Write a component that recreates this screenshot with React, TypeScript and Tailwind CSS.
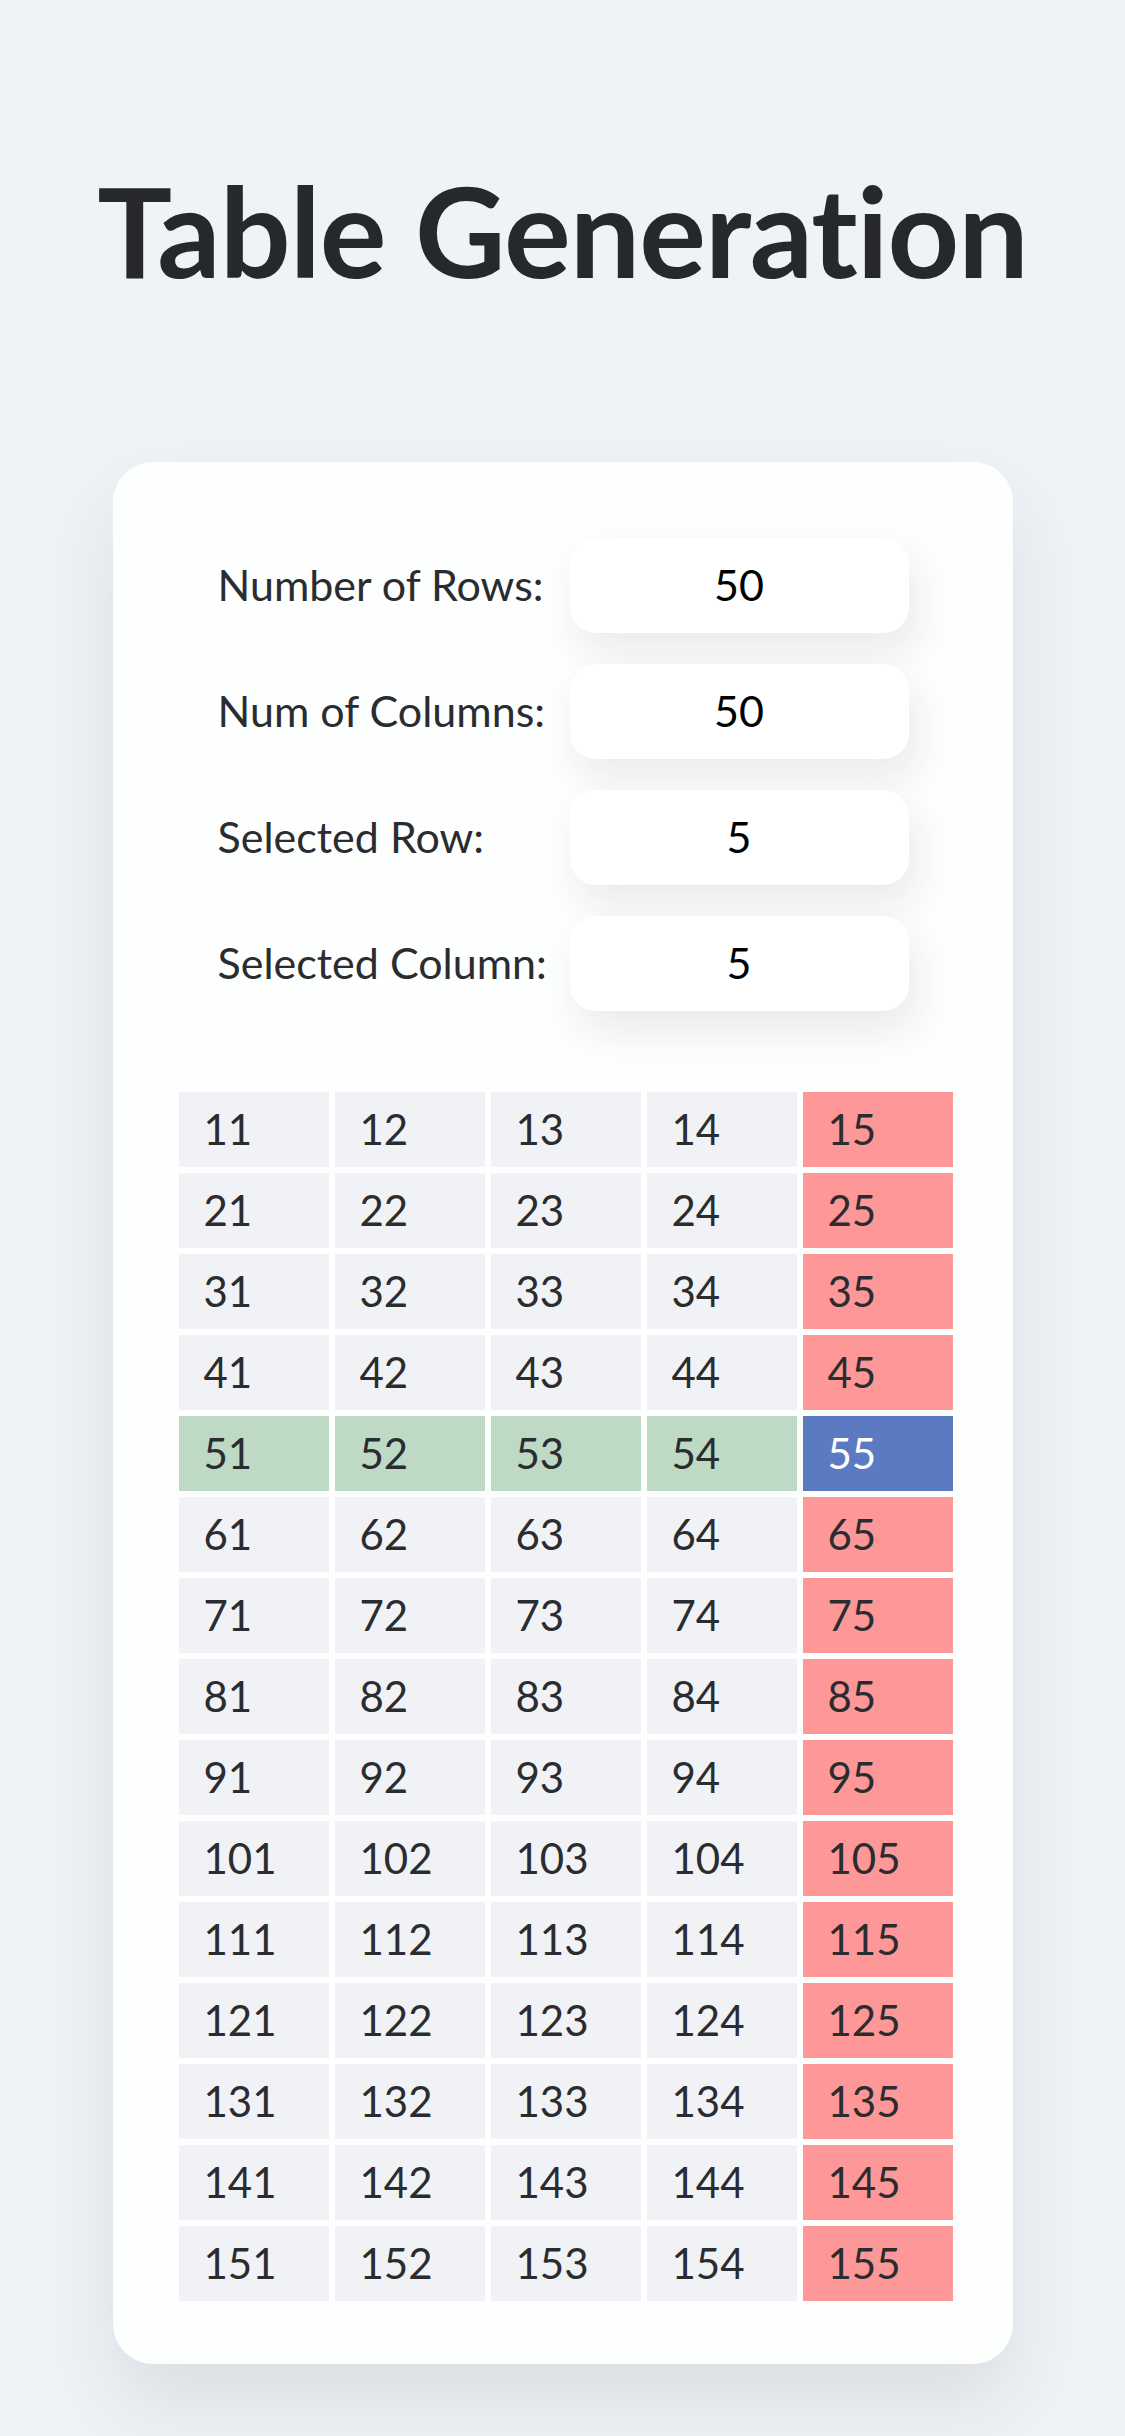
import { useState } from "react";

const font = { fontFamily: "Lato, 'Open Sans', sans-serif" };

function Field({ label, value }: { label: string; value: string }) {
  return (
    <div className="flex items-center">
      <div className="w-[352px] whitespace-nowrap text-[43px] text-[#2a2c30]">{label}</div>
      <div className="flex h-[95px] w-[339px] items-center justify-center rounded-[26px] bg-white text-[43px] text-black shadow-[8px_20px_40px_rgba(30,40,60,0.09)]">
        {value}
      </div>
    </div>
  );
}

export default function App() {
  const [rowCount] = useState(50);
  const [colCount] = useState(50);
  const [selRow] = useState(5);
  const [selCol] = useState(5);

  // only the part that fits on screen
  const rows = Array.from({ length: 15 }, (_, i) => i + 1);
  const cols = Array.from({ length: 5 }, (_, j) => j + 1);

  const cellColor = (r: number, c: number) => {
    if (r === selRow && c === selCol) return "bg-[#5c7ac2] text-white";
    if (r === selRow) return "bg-[#bed9c4] text-[#2a2c30]";
    if (c === selCol) return "bg-[#fe9797] text-[#2a2c30]";
    return "bg-[#f0f2f5] text-[#2a2c30]";
  };

  return (
    <div className="min-h-[2436px] w-full bg-[#f0f3f6] pt-[168px] pb-[72px]" style={font}>
      <h1 className="text-center text-[125px] font-bold leading-none tracking-[-1px] text-[#26282c]">
        Table Generation
      </h1>

      <div className="mx-auto mt-[169px] w-[900px] rounded-[40px] bg-[#fdfefe] px-[66px] pt-[76px] pb-[63px] shadow-[0_40px_80px_rgba(30,40,60,0.10)]">
        <div className="flex flex-col gap-[31px] pl-[39px]">
          <Field label="Number of Rows:" value={String(rowCount)} />
          <Field label="Num of Columns:" value={String(colCount)} />
          <Field label="Selected Row:" value={String(selRow)} />
          <Field label="Selected Column:" value={String(selCol)} />
        </div>

        <div className="mt-[81px] grid w-[774px] grid-cols-5 gap-[6px]">
          {rows.map((r) =>
            cols.map((c) => (
              <div
                key={`${r}-${c}`}
                className={`flex h-[75px] items-center pl-[25px] text-[42px] ${cellColor(r, c)}`}
              >
                {`${r}${c}`}
              </div>
            ))
          )}
        </div>
      </div>
    </div>
  );
}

⁂

Repeat verbatim all the material, but not the pictures.

Write a component that recreates this screenshot with React, TypeScript and Tailwind CSS.
import { useState } from "react";

const font = { fontFamily: "Lato, 'Open Sans', sans-serif" };

function Field({ label, value }: { label: string; value: string }) {
  return (
    <div className="flex items-center">
      <div className="w-[352px] whitespace-nowrap text-[43px] text-[#2a2c30]">{label}</div>
      <div className="flex h-[95px] w-[339px] items-center justify-center rounded-[26px] bg-white text-[43px] text-black shadow-[8px_20px_40px_rgba(30,40,60,0.09)]">
        {value}
      </div>
    </div>
  );
}

export default function App() {
  const [rowCount] = useState(50);
  const [colCount] = useState(50);
  const [selRow] = useState(5);
  const [selCol] = useState(5);

  // only the part that fits on screen
  const rows = Array.from({ length: 15 }, (_, i) => i + 1);
  const cols = Array.from({ length: 5 }, (_, j) => j + 1);

  const cellColor = (r: number, c: number) => {
    if (r === selRow && c === selCol) return "bg-[#5c7ac2] text-white";
    if (r === selRow) return "bg-[#bed9c4] text-[#2a2c30]";
    if (c === selCol) return "bg-[#fe9797] text-[#2a2c30]";
    return "bg-[#f0f2f5] text-[#2a2c30]";
  };

  return (
    <div className="min-h-[2436px] w-full bg-[#f0f3f6] pt-[168px] pb-[72px]" style={font}>
      <h1 className="text-center text-[125px] font-bold leading-none tracking-[-1px] text-[#26282c]">
        Table Generation
      </h1>

      <div className="mx-auto mt-[169px] w-[900px] rounded-[40px] bg-[#fdfefe] px-[66px] pt-[76px] pb-[63px] shadow-[0_40px_80px_rgba(30,40,60,0.10)]">
        <div className="flex flex-col gap-[31px] pl-[39px]">
          <Field label="Number of Rows:" value={String(rowCount)} />
          <Field label="Num of Columns:" value={String(colCount)} />
          <Field label="Selected Row:" value={String(selRow)} />
          <Field label="Selected Column:" value={String(selCol)} />
        </div>

        <div className="mt-[81px] grid w-[774px] grid-cols-5 gap-[6px]">
          {rows.map((r) =>
            cols.map((c) => (
              <div
                key={`${r}-${c}`}
                className={`flex h-[75px] items-center pl-[25px] text-[42px] ${cellColor(r, c)}`}
              >
                {`${r}${c}`}
              </div>
            ))
          )}
        </div>
      </div>
    </div>
  );
}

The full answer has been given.